The last phase is about holding on to talented women. Julia believes many people make assumptions that women leave because of lack of work life balance, adding that many exit interviews seem to back this up. However, she thinks it is much more to do with the culture of an organisation. “It is usually that they don’t get on with their line manager or they have been sidelined. They don’t tell the truth at their exit interview,” she says. She adds that women judge themselves harshly at home and at work so if they encounter barriers at work it makes them question the time and energy they are not putting into their family. “The answer is to make the job stimulating and exciting. I do not believe women who love their job leave to look after their family,” says Julia.

Part of the sidelining is due, she adds, to managers making assumptions that they don’t want to be pushed at work, that they don’t want to progress. “They make assumptions without asking the women,” she says.

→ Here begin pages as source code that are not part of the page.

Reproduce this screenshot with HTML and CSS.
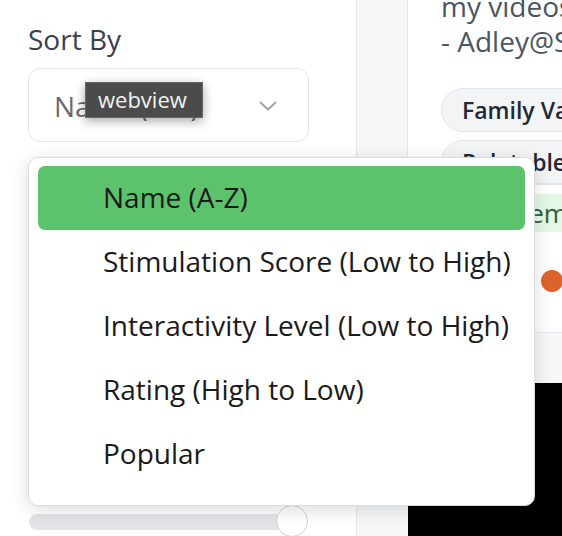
FILE: index.html
```html
<!DOCTYPE html>
<html>
<head>
<meta charset="utf-8">
<link rel="stylesheet" href="styles.css">
</head>
<body>
<div class="layout">
  <aside class="sidebar">
    <div class="label">Sort By</div>
    <div class="select">
      <span class="select-value">Name (A-Z)</span>
      <svg class="chevron" width="18" height="10" viewBox="0 0 18 10"><path d="M1.5 1.5 L9 8.5 L16.5 1.5" fill="none" stroke="#a3a3a3" stroke-width="2" stroke-linecap="round" stroke-linejoin="round"/></svg>
    </div>
    <div class="slider">
      <div class="track"></div>
      <div class="thumb"></div>
    </div>
  </aside>
  <main class="content">
    <section class="card">
      <p class="quote">my videos so much!<br>- Adley@Spacestation</p>
      <div class="pills">
        <span class="pill">Family Values</span>
        <span class="pill">Relatable</span>
      </div>
      <div class="rows">
        <div class="row-green">Premium</div>
        <div class="row-dot"><span class="dot"></span></div>
      </div>
    </section>
    <div class="video"></div>
  </main>
</div>

<div class="tooltip">webview</div>

<ul class="menu">
  <li class="item active">Name (A-Z)</li>
  <li class="item">Stimulation Score (Low to High)</li>
  <li class="item">Interactivity Level (Low to High)</li>
  <li class="item">Rating (High to Low)</li>
  <li class="item">Popular</li>
</ul>
</body>
</html>
```
FILE: styles.css
```css
html, body {
  margin: 0;
  padding: 0;
}
body {
  width: 562px;
  height: 536px;
  overflow: hidden;
  font-family: "Open Sans", "Noto Sans", sans-serif;
  background: #ffffff;
  position: relative;
}
.layout {
  display: flex;
  height: 536px;
}
.sidebar {
  width: 357px;
  flex: none;
  box-sizing: border-box;
  padding: 20px 0 0 28px;
  background: #ffffff;
  border-right: 1px solid #e4e4e6;
  display: flex;
  flex-direction: column;
}
.label {
  font-size: 28px;
  line-height: 38px;
  color: #394150;
}
.select {
  margin-top: 10px;
  width: 281px;
  height: 78px;
  box-sizing: border-box;
  border: 1.5px solid #e4e4e4;
  border-radius: 12px;
  display: flex;
  align-items: center;
  justify-content: space-between;
  padding: 0 31px 0 25px;
}
.select-value {
  font-size: 28px;
  color: #6b6b6b;
  margin-top: 2px;
}
.chevron {
  display: block;
  margin-top: 2px;
}
.slider {
  margin-top: 363px;
  position: relative;
  width: 282px;
  height: 32px;
  display: flex;
  align-items: center;
}
.track {
  width: 272px;
  height: 16px;
  margin-left: 1px;
  margin-top: 2px;
  border-radius: 8px;
  background: #e3e4e8;
}
.thumb {
  position: absolute;
  left: 248px;
  top: 0;
  width: 32px;
  height: 32px;
  box-sizing: border-box;
  border-radius: 50%;
  background: #ffffff;
  border: 1px solid #cfd1d6;
}
.content {
  flex: 1;
  background: #f6f7f9;
  padding-left: 50px;
  display: flex;
  flex-direction: column;
  gap: 50px;
}
.card {
  height: 333px;
  box-sizing: border-box;
  background: #ffffff;
  border-left: 1px solid #e5e7eb;
  border-bottom: 1px solid #e5e7eb;
  padding-left: 33px;
  overflow: hidden;
}
.quote {
  margin: -11px 0 0 0;
  font-size: 28px;
  line-height: 35px;
  color: #4b5563;
  white-space: nowrap;
}
.pills {
  margin-top: 29px;
  display: flex;
  flex-direction: column;
  align-items: flex-start;
  gap: 8px;
}
.pill {
  height: 44px;
  box-sizing: border-box;
  border: 1.5px solid #e3e5e9;
  background: #f3f4f6;
  border-radius: 22px;
  padding: 0 20px;
  display: flex;
  align-items: center;
  font-size: 23px;
  font-weight: 600;
  color: #1f2937;
  white-space: nowrap;
}
.rows {
  margin-left: 92px;
  border-top: 1px solid #e3e5e9;
  padding-top: 9px;
}
.row-green {
  height: 38px;
  background: #e4f8e8;
  font-size: 26px;
  line-height: 38px;
  color: #2d6236;
  text-indent: -30px;
  white-space: nowrap;
  overflow: hidden;
}
.row-dot {
  height: 100px;
  display: flex;
  align-items: center;
  padding-left: 8px;
  padding-bottom: 2px;
  box-sizing: border-box;
}
.dot {
  width: 22px;
  height: 22px;
  border-radius: 50%;
  background: #dd632c;
}
.video {
  flex: 1;
  background: #000000;
  margin-left: 1px;
}
.tooltip {
  position: absolute;
  left: 85px;
  top: 82px;
  width: 118px;
  height: 36px;
  box-sizing: border-box;
  background: #4b4b4b;
  border: 1px solid #676767;
  color: #f2f2f2;
  font-family: "Open Sans", "Noto Sans", sans-serif;
  font-weight: 500;
  font-size: 22px;
  line-height: 32px;
  padding-left: 12px;
  white-space: nowrap;
  box-shadow: 0 3px 10px rgba(0, 0, 0, 0.35);
}
.menu {
  position: absolute;
  left: 28px;
  top: 157px;
  width: 507px;
  height: 349px;
  box-sizing: border-box;
  margin: 0;
  padding: 8px 9px 19px 9px;
  list-style: none;
  background: #ffffff;
  border: 1px solid #dcdcdc;
  border-radius: 10px;
  box-shadow: 0 4px 18px rgba(0, 0, 0, 0.14);
}
.item {
  height: 64px;
  line-height: 62px;
  padding-left: 65px;
  font-size: 28px;
  color: #1a1a1a;
  border-radius: 7px;
  white-space: nowrap;
}
.item.active {
  background: #5dc26c;
}
```
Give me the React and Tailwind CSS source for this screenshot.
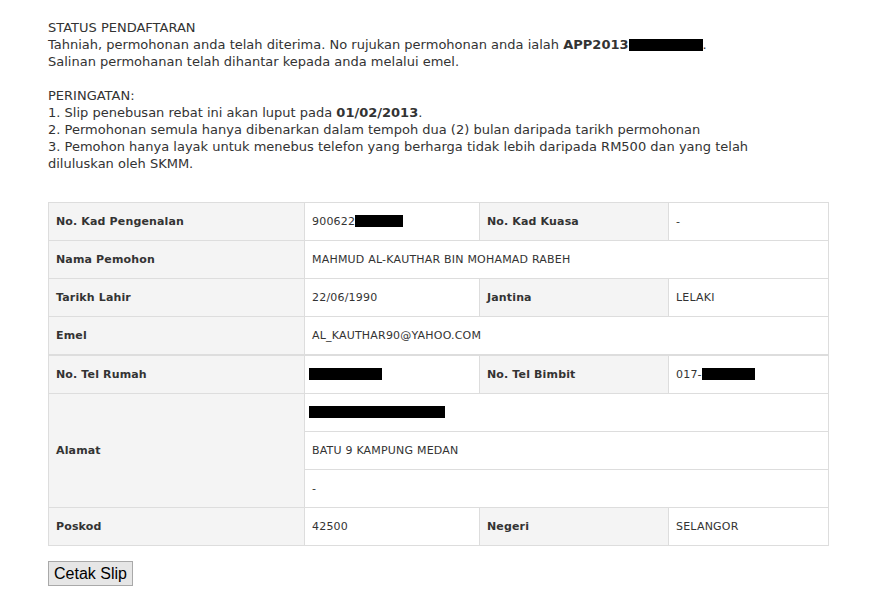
import React from "react";

const Box = ({ w }) => (
  <span className="inline-block h-[12px] bg-black align-[-2px]" style={{ width: w }} />
);

const L = "border border-[#dddddd] bg-[#f4f4f4] px-[7px] font-bold text-[#333] tracking-[0.15px]";
const V = "border border-[#dddddd] bg-white px-[7px] text-[#333] tracking-[0.2px]";

function Cols() {
  return (
    <colgroup>
      <col className="w-[256px]" />
      <col className="w-[175px]" />
      <col className="w-[189px]" />
      <col className="w-[160px]" />
    </colgroup>
  );
}

export default function App() {
  return (
    <div className="min-h-[598px] w-[881px] bg-white pl-[48px] pt-[19px]">
      <div
        className="whitespace-nowrap text-[13px] leading-[17px] text-[#333]"
        style={{ fontFamily: '"DejaVu Sans", Verdana, sans-serif' }}
      >
        <div>STATUS PENDAFTARAN</div>
        <div>
          Tahniah, permohonan anda telah diterima. No rujukan permohonan anda ialah{" "}
          <b>APP2013</b>
          <Box w={74} />.
        </div>
        <div>Salinan permohanan telah dihantar kepada anda melalui emel.</div>
        <div className="h-[17px]" />
        <div>PERINGATAN:</div>
        <div>
          1. Slip penebusan rebat ini akan luput pada <b>01/02/2013</b>.
        </div>
        <div>2. Permohonan semula hanya dibenarkan dalam tempoh dua (2) bulan daripada tarikh permohonan</div>
        <div>3. Pemohon hanya layak untuk menebus telefon yang berharga tidak lebih daripada RM500 dan yang telah</div>
        <div>diluluskan oleh SKMM.</div>
      </div>

      <div
        className="mt-[30px] w-[780px] text-[11px] leading-[13px]"
        style={{ fontFamily: '"DejaVu Sans", Verdana, sans-serif' }}
      >
        <table className="w-[780px] table-fixed border-collapse border border-[#dddddd]">
          <Cols />
          <tbody>
            <tr className="h-[38px]">
              <td className={L}>No. Kad Pengenalan</td>
              <td className={V}>
                900622
                <Box w={48} />
              </td>
              <td className={L}>No. Kad Kuasa</td>
              <td className={V}>-</td>
            </tr>
            <tr className="h-[38px]">
              <td className={L}>Nama Pemohon</td>
              <td className={V} colSpan={3}>
                MAHMUD AL-KAUTHAR BIN MOHAMAD RABEH
              </td>
            </tr>
            <tr className="h-[38px]">
              <td className={L}>Tarikh Lahir</td>
              <td className={V}>22/06/1990</td>
              <td className={L}>Jantina</td>
              <td className={V}>LELAKI</td>
            </tr>
            <tr className="h-[38px]">
              <td className={L}>Emel</td>
              <td className={V} colSpan={3}>
                AL_KAUTHAR90@YAHOO.COM
              </td>
            </tr>
          </tbody>
        </table>
        <table className="w-[780px] table-fixed border-collapse border border-[#dddddd]">
          <Cols />
          <tbody>
            <tr className="h-[38px]">
              <td className={L}>No. Tel Rumah</td>
              <td className={V + " pl-[4px]"}>
                <Box w={73} />
              </td>
              <td className={L}>No. Tel Bimbit</td>
              <td className={V}>
                017-
                <Box w={53} />
              </td>
            </tr>
            <tr className="h-[38px]">
              <td className={L} rowSpan={3}>
                Alamat
              </td>
              <td className={V + " pl-[4px]"} colSpan={3}>
                <Box w={136} />
              </td>
            </tr>
            <tr className="h-[38px]">
              <td className={V} colSpan={3}>
                BATU 9 KAMPUNG MEDAN
              </td>
            </tr>
            <tr className="h-[38px]">
              <td className={V} colSpan={3}>
                -
              </td>
            </tr>
            <tr className="h-[38px]">
              <td className={L}>Poskod</td>
              <td className={V}>42500</td>
              <td className={L}>Negeri</td>
              <td className={V}>SELANGOR</td>
            </tr>
          </tbody>
        </table>
      </div>

      <button
        className="mt-[15px] h-[25px] w-[85px] border border-[#a9a9a9] bg-[#e6e6e6] p-0 text-[16px] leading-[18px] text-black"
        style={{ fontFamily: '"Liberation Sans", Arial, sans-serif' }}
      >
        Cetak Slip
      </button>
    </div>
  );
}
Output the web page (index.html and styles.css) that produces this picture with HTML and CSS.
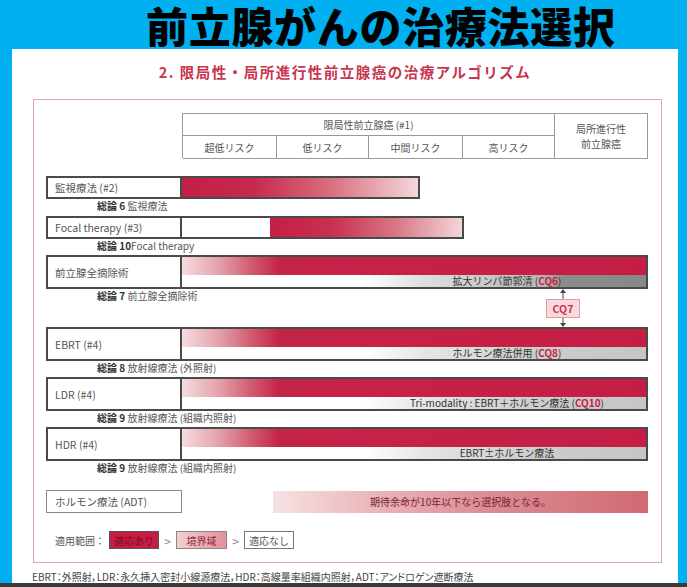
FILE: index.html
```html
<!DOCTYPE html>
<html lang="ja">
<head>
<meta charset="utf-8">
<title>前立腺がんの治療法選択</title>
<link rel="stylesheet" href="styles.css">
</head>
<body>
<div class="screen">
  <h1 class="title">前立腺がんの治療法選択</h1>
  <div class="panel">
    <h2 class="subtitle">2. 限局性・局所進行性前立腺癌の治療アルゴリズム</h2>
    <div class="frame">
      <div class="head">
        <div class="hcell hspan">限局性前立腺癌 (#1)</div>
        <div class="hcell hside">局所進行性<br>前立腺癌</div>
        <div class="hcell">超低リスク</div>
        <div class="hcell">低リスク</div>
        <div class="hcell">中間リスク</div>
        <div class="hcell">高リスク</div>
      </div>

      <div class="row r-short first">
        <div class="label">監視療法 (#2)</div>
        <div class="bar bar-watch"></div>
      </div>
      <div class="caption"><b>総論 6</b> 監視療法</div>

      <div class="row r-short gap3">
        <div class="label">Focal therapy (#3)</div>
        <div class="bar bar-focal"></div>
      </div>
      <div class="caption"><b>総論 10</b>Focal therapy</div>

      <div class="row r-tall gap2">
        <div class="label">前立腺全摘除術</div>
        <div class="bar bar-full">
          <div class="red"></div>
          <div class="stripe stripe-dark"><span>拡大リンパ節郭清 (<em>CQ6</em>)</span></div>
        </div>
      </div>
      <div class="caption"><b>総論 7</b> 前立腺全摘除術</div>

      <div class="row r-tall gap24">
        <div class="label">EBRT (#4)</div>
        <div class="bar bar-full">
          <div class="red"></div>
          <div class="stripe"><span>ホルモン療法併用 (<em>CQ8</em>)</span></div>
        </div>
      </div>
      <div class="caption"><b>総論 8</b> 放射線療法 (外照射)</div>

      <div class="row r-tall gap2">
        <div class="label">LDR (#4)</div>
        <div class="bar bar-full">
          <div class="red"></div>
          <div class="stripe"><span>Tri-modality : EBRT＋ホルモン療法 (<em>CQ10</em>)</span></div>
        </div>
      </div>
      <div class="caption"><b>総論 9</b> 放射線療法 (組織内照射)</div>

      <div class="row r-tall gap2">
        <div class="label">HDR (#4)</div>
        <div class="bar bar-full">
          <div class="red"></div>
          <div class="stripe"><span>EBRT±ホルモン療法</span></div>
        </div>
      </div>
      <div class="caption"><b>総論 9</b> 放射線療法 (組織内照射)</div>

      <div class="row-adt">
        <div class="label label-thin">ホルモン療法 (ADT)</div>
        <div class="adt-bar">期待余命が10年以下なら選択肢となる。</div>
      </div>

      <div class="legend">
        <span class="legend-title">適用範囲：</span>
        <span class="chip chip-yes">適応あり</span>
        <span class="gt">&gt;</span>
        <span class="chip chip-mid">境界域</span>
        <span class="gt">&gt;</span>
        <span class="chip chip-no">適応なし</span>
      </div>

      <div class="cq7">
        <svg class="arrow" width="8" height="10" viewBox="0 0 8 10"><line x1="4" y1="3" x2="4" y2="10" stroke="#444" stroke-width="1"/><polygon points="1,4 7,4 4,0" fill="#444"/></svg>
        <div class="cq7-box">CQ7</div>
        <svg class="arrow" width="8" height="9" viewBox="0 0 8 9"><line x1="4" y1="0" x2="4" y2="6" stroke="#444" stroke-width="1"/><polygon points="1,5 7,5 4,9" fill="#444"/></svg>
      </div>
    </div>
    <p class="foot">EBRT：外照射，LDR：永久挿入密封小線源療法，HDR：高線量率組織内照射，ADT：アンドロゲン遮断療法</p>
  </div>
  <div class="bottom"></div>
</div>
</body>
</html>
```

FILE: styles.css
```css
* { box-sizing: border-box; }
html, body {
  margin: 0;
  padding: 0;
}
body {
  width: 687px;
  height: 587px;
  background: #00b0f0;
  font-family: "Noto Sans CJK JP", "Noto Sans", sans-serif;
}
.screen {
  width: 687px;
  height: 587px;
  display: flex;
  flex-direction: column;
}
.title {
  margin: 0;
  height: 49px;
  line-height: 49px;
  padding-left: 146px;
  font-size: 42px;
  font-weight: 900;
  color: #000;
  letter-spacing: 0.7px;
  white-space: nowrap;
}
.panel {
  margin-left: 12px;
  width: 666px;
  height: 534px;
  background: #fff;
  padding-top: 14px;
}
.subtitle {
  margin: 0;
  height: 18px;
  line-height: 18px;
  text-align: center;
  font-size: 14.5px;
  font-weight: 700;
  color: #c8354f;
  letter-spacing: 1.5px;
}
.frame {
  position: relative;
  margin: 18px 0 0 21px;
  width: 629px;
  height: 464px;
  border: 1px solid #e3a3b0;
  padding: 13px 0 0 12px;
  display: flex;
  flex-direction: column;
}

/* header table */
.head {
  margin-left: 136px;
  width: 466px;
  height: 45px;
  display: grid;
  grid-template-columns: 94px 92px 94px 92px 93px;
  grid-template-rows: 22px 23px;
  border-top: 1px solid #999;
  border-left: 1px solid #999;
}
.hcell {
  border-right: 1px solid #999;
  border-bottom: 1px solid #999;
  display: flex;
  align-items: center;
  justify-content: center;
  font-size: 10px;
  color: #555;
  text-align: center;
  line-height: 15px;
}
.hspan { grid-column: 1 / 5; }
.hside { grid-column: 5; grid-row: 1 / 3; }

/* rows */
.row {
  display: flex;
  flex: none;
}
.r-short { height: 23px; }
.r-tall { height: 34px; }
.first { margin-top: 18px; }
.gap2 { margin-top: 2px; }
.gap3 { margin-top: 3px; }
.gap24 { margin-top: 24px; }

.label {
  width: 136px;
  height: 100%;
  border: 2px solid #4a4a4a;
  display: flex;
  align-items: center;
  padding-left: 7px;
  font-size: 10.5px;
  color: #555;
  background: #fff;
}
.bar {
  height: 100%;
  border: 2px solid #4a4a4a;
  border-left: none;
}
.bar-watch {
  width: 238px;
  background: linear-gradient(to right, #c41e45 0%, #c62a4d 30%, #d76779 60%, #ebb6bd 88%, #f3d8db 100%);
}
.bar-focal {
  width: 282px;
  background: linear-gradient(to right, #fff 0, #fff 88px, #c41e45 88px, #c9304f 150px, #d97885 215px, #efc8cd 270px, #f3d6d9 100%);
}
.bar-full {
  width: 466px;
  display: flex;
  flex-direction: column;
}
.red {
  flex: 1;
  background: linear-gradient(to right, #f5dde0 0%, #e3a1ab 8%, #d15a6e 15%, #c52449 21%, #c41e45 100%);
}
.stripe {
  height: 12px;
  background: linear-gradient(to right, #fff 0%, #fff 39%, #e6e6e6 52%, #cdcdcd 75%, #c6c6c6 100%);
  padding-left: 186px;
  display: flex;
  align-items: center;
  font-size: 10px;
  line-height: 12px;
  color: #333;
}
.stripe-dark {
  background: linear-gradient(to right, #fff 0%, #fff 39%, #dedede 52%, #b5b5b5 78%, #8c8c8c 82%, #888 100%);
}
.stripe span {
  width: 280px;
  text-align: center;
  white-space: nowrap;
}
.stripe em {
  font-style: normal;
  font-weight: 700;
  color: #c41e45;
}
.caption {
  height: 14px;
  line-height: 14px;
  padding-left: 51px;
  font-size: 10px;
  color: #555;
  white-space: nowrap;
}
.caption b {
  color: #333;
  font-weight: 700;
}

/* ADT row */
.row-adt {
  margin-top: 15px;
  height: 23px;
  display: flex;
  align-items: center;
}
.label-thin {
  border: 1px solid #888;
  padding-left: 8px;
}
.adt-bar {
  margin-left: 91px;
  width: 375px;
  height: 22px;
  background: linear-gradient(to right, #f7e2e3 0%, #eab9bd 25%, #dc8f96 55%, #d06a73 100%);
  display: flex;
  align-items: center;
  justify-content: center;
  font-size: 10px;
  color: #7a2232;
}

/* legend */
.legend {
  margin-top: 18px;
  height: 18px;
  display: flex;
  align-items: center;
  padding-left: 9px;
  font-size: 10px;
  color: #555;
}
.legend-title { margin-right: 4px; }
.chip {
  width: 50px;
  height: 18px;
  display: flex;
  align-items: center;
  justify-content: center;
  font-size: 10px;
}
.chip-yes {
  background: #c41e45;
  border: 1px solid #555;
  color: #7d0c27;
}
.chip-mid {
  width: 51px;
  background: linear-gradient(to right, #f3cfd3, #e48f9b);
  border: 1px solid #888;
  color: #8a2a3a;
}
.chip-no {
  background: #fff;
  border: 1px solid #777;
  color: #555;
}
.gt {
  width: 17px;
  text-align: center;
  font-size: 12px;
  color: #888;
}

/* CQ7 overlay */
.cq7 {
  position: absolute;
  left: 512px;
  top: 189px;
  width: 34px;
  display: flex;
  flex-direction: column;
  align-items: center;
}
.arrow { display: block; }
.cq7-box {
  width: 34px;
  height: 19px;
  background: #f8d9de;
  border: 1px solid #e49aa6;
  display: flex;
  align-items: center;
  justify-content: center;
  font-size: 10.5px;
  font-weight: 700;
  color: #c8354f;
}

.foot {
  margin: 8px 0 0 20px;
  height: 12px;
  line-height: 12px;
  font-size: 10px;
  color: #444;
  white-space: nowrap;
  font-feature-settings: "palt";
}
.bottom {
  height: 4px;
  background: #3a3a3a;
}
```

And she adds that more senior women might be better off working full time but in an agile way, taking more control over when and where they work, given that those working reduced hours often don’t progress. She says senior men do it all the time. “It’s about trusting people to get the work done and being productive, not when you work,” she says.

Julia adds that social attitudes towards men’s careers also need to change – attitudes that women’s role is to support men’s careers at the expense of their own.

She sees agile working as the future, but says flexibility has been sold as being about women. “It is about being dynamic and modern. If the automotive industry wants to become modern like Google and Apple it needs to start behaving more like them,” says Julia. “Otherwise it will lose the creative, intellectual people who cannot function in a machine, who want more freedom and to have more control.”